Le résultat de la soirée fut le suivant : « Il ne faut surtout pas que l’Ukraine entre dans l’Union Européenne ».

Je considère à l’inverse que l’Union Européenne ne s’accomplira jamais sans l’Ukraine, mais aussi sans la Biélorussie et pourquoi pas sans la Russie. S’opposer à l’accès à l’UE de nouveaux membres provenant du continent européen, c’est s’opposer à l’UE même. On ne vit pas aujourd’hui la crise de l’UE, on traverse une période difficile caractéristique du processus de maturation de tout organisme. Les événements en Ukraine ont accéléré la révélation de problèmes organiques à l’UE, mais ils peuvent être aussi une source de renforcement européen.

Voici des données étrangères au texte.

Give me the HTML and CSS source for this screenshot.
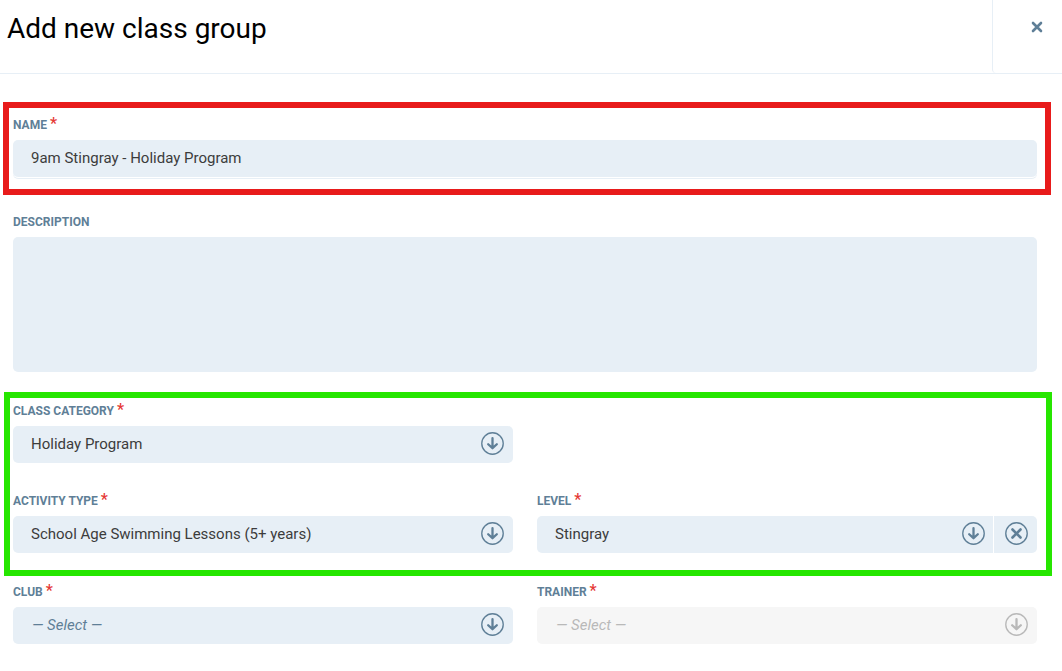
FILE: index.html
```
<!DOCTYPE html>
<html lang="en">
<head>
    <meta charset="UTF-8">
    <meta name="viewport" content="width=device-width, initial-scale=1.0">
    <title>Add new class group</title>
    <link rel="stylesheet" href="styles.css">
</head>
<body>
    <!-- Shared icons -->
    <svg class="icon-defs" aria-hidden="true">
        <symbol id="icon-down" viewBox="0 0 24 24">
            <circle cx="12" cy="12" r="11.2" fill="none" stroke="currentColor" stroke-width="1.4"/>
            <path d="M12 6.4v10.4M7.5 12.8l4.5 4.1 4.5-4.1" fill="none" stroke="currentColor" stroke-width="2.4" stroke-linecap="round" stroke-linejoin="round"/>
        </symbol>
        <symbol id="icon-clear" viewBox="0 0 24 24">
            <circle cx="12" cy="12" r="11.2" fill="none" stroke="currentColor" stroke-width="1.4"/>
            <path d="M7.8 7.8l8.4 8.4M16.2 7.8l-8.4 8.4" fill="none" stroke="currentColor" stroke-width="2.7" stroke-linecap="round"/>
        </symbol>
    </svg>

    <header class="header">
        <h1>Add new class group</h1>
        <button type="button" class="close" aria-label="Close">
            <svg width="12" height="12" viewBox="0 0 12 12" aria-hidden="true">
                <path d="M2 2l8 8M10 2l-8 8" fill="none" stroke="currentColor" stroke-width="2.6" stroke-linecap="round"/>
            </svg>
        </button>
    </header>

    <form class="form">
        <div class="box box-red">
            <div class="field">
                <label for="name">Name<span class="required">*</span></label>
                <div class="control underlined">
                    <input type="text" name="name" id="name" value="9am Stingray - Holiday Program">
                </div>
            </div>
        </div>

        <div class="field description">
            <label for="description">Description</label>
            <textarea name="description" id="description"></textarea>
        </div>

        <div class="box box-green">
            <div class="row">
                <div class="field">
                    <label for="category">Class category<span class="required">*</span></label>
                    <div class="control">
                        <div class="select">
                            <select name="category" id="category">
                                <option>Holiday Program</option>
                            </select>
                            <svg class="icon"><use href="#icon-down"/></svg>
                        </div>
                    </div>
                </div>
            </div>
            <div class="row">
                <div class="field">
                    <label for="activity">Activity type<span class="required">*</span></label>
                    <div class="control">
                        <div class="select">
                            <select name="activity" id="activity">
                                <option>School Age Swimming Lessons (5+ years)</option>
                            </select>
                            <svg class="icon"><use href="#icon-down"/></svg>
                        </div>
                    </div>
                </div>
                <div class="field">
                    <label for="level">Level<span class="required">*</span></label>
                    <div class="control clearable">
                        <div class="select">
                            <select name="level" id="level">
                                <option>Stingray</option>
                            </select>
                            <svg class="icon"><use href="#icon-down"/></svg>
                        </div>
                        <button type="button" class="clear" aria-label="Clear level">
                            <svg class="icon"><use href="#icon-clear"/></svg>
                        </button>
                    </div>
                </div>
            </div>
        </div>

        <div class="row people">
            <div class="field">
                <label for="club">Club<span class="required">*</span></label>
                <div class="control">
                    <div class="select">
                        <select name="club" id="club" class="placeholder">
                            <option value="">— Select —</option>
                        </select>
                        <svg class="icon"><use href="#icon-down"/></svg>
                    </div>
                </div>
            </div>
            <div class="field">
                <label for="trainer">Trainer<span class="required">*</span></label>
                <div class="control">
                    <div class="select disabled">
                        <select name="trainer" id="trainer" class="placeholder" disabled>
                            <option value="">— Select —</option>
                        </select>
                        <svg class="icon"><use href="#icon-down"/></svg>
                    </div>
                </div>
            </div>
        </div>
    </form>
</body>
</html>
```

FILE: styles.css
```
* {
    box-sizing: border-box;
}

body {
    font-family: Roboto, "Liberation Sans", sans-serif;
    background-color: #fff;
    color: #3c3c3c;
    margin: 0;
}

.icon-defs {
    display: none;
}

.header {
    display: flex;
    justify-content: space-between;
    border-bottom: 1px solid #e7eff6;
}

.header h1 {
    margin: 0;
    padding: 13px 7px 28px;
    font-size: 28px;
    line-height: 32px;
    font-weight: 400;
    color: #000;
}

.close {
    width: 70px;
    padding: 0 0 16px 18px;
    border: none;
    border-left: 1px solid #e7eff6;
    border-bottom-left-radius: 4px;
    background: none;
    color: #5f7f97;
    cursor: pointer;
}

.form {
    padding: 28px 10px 27px 3px;
}

/* Highlighted groups */
.box {
    border: 6px solid;
}

.box-red {
    margin-right: 1px;
    padding: 8px 8px 12px 4px;
    border-color: #e81b1b;
}

.box-green {
    display: grid;
    gap: 29px;
    margin-left: 1px;
    padding: 4px 9px 17px 3px;
    border-color: #26e600;
}

.description {
    margin: 18px 15px 20px 10px;
}

.people {
    margin: 7px 15px 0 10px;
}

.row {
    display: grid;
    grid-template-columns: 1fr 1fr;
    gap: 24px;
}

label {
    display: flex;
    gap: 3px;
    height: 18px;
    margin-bottom: 6px;
    font-size: 12px;
    line-height: 18px;
    font-weight: 700;
    text-transform: uppercase;
    color: #5f7f97;
}

.required {
    font-size: 16px;
    line-height: 15px;
    font-weight: 500;
    color: #e53935;
}

input,
select,
textarea {
    display: block;
    width: 100%;
    height: 37px;
    padding: 0 18px 2px;
    border: none;
    border-radius: 5px;
    background-color: #e7eff6;
    font-family: inherit;
    font-size: 15px;
    color: #3c3c3c;
}

textarea {
    height: 135px;
    padding: 10px 18px;
    resize: none;
}

select {
    appearance: none;
    padding-right: 48px;
}

.placeholder {
    padding-left: 19px;
    font-style: italic;
    color: #5f7f97;
}

.underlined {
    border-radius: 5px;
    box-shadow: 0 1px #fff, 0 2px #e7eff6;
}

.select {
    position: relative;
    flex: 1;
    color: #5f7f97;
}

.icon {
    display: block;
    width: 23px;
    height: 23px;
    pointer-events: none;
}

.select .icon {
    position: absolute;
    top: 6px;
    right: 9px;
}

.clearable {
    display: flex;
    gap: 1px;
}

.clearable select {
    border-radius: 5px 0 0 5px;
}

.clearable .select .icon {
    right: 8px;
}

.clear {
    width: 43px;
    padding: 0 9px 2px 11px;
    border: none;
    border-radius: 0 5px 5px 0;
    background-color: #e7eff6;
    color: #5f7f97;
    cursor: pointer;
}

.disabled,
.disabled select {
    color: #b9b9b9;
    opacity: 1;
}

.disabled select {
    background-color: #f6f6f6;
}
```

Le destin de l’UE reste dans les mains des dirigeants européens. Le gouvernement ukrainien pendant plusieurs semaines lors de l’agression russe et en pleine crise économique a démontré qu’il était au niveau européen, beaucoup plus que certains pays dont les résultats aux élections européennes donnent à réfléchir. Il est important que dans ce processus de revitalisation de l’UE la volonté d’un pays qui a sacrifié des centaines de vies au nom de l’idée européenne soit respecté ! Il nous faudra éviter à tout prix que l’UE devienne une villa de luxe, où l’accès pour certains est éternellement empêché suite à certains accords silencieux.

Vingt-cinq ans après la chute du rideau de fer, nous souvenant de ce qui s’est passé hier, nous, nous les acteurs de l’histoire contemporaine, nous sommes appelés à empêcher que l’histoire dramatique des idéologies du XXe siècle se reproduise. L’Ukraine est un Etat-nation européen qui doit trouver son accomplissement au sein de la grande famille des membres de l’Union européenne.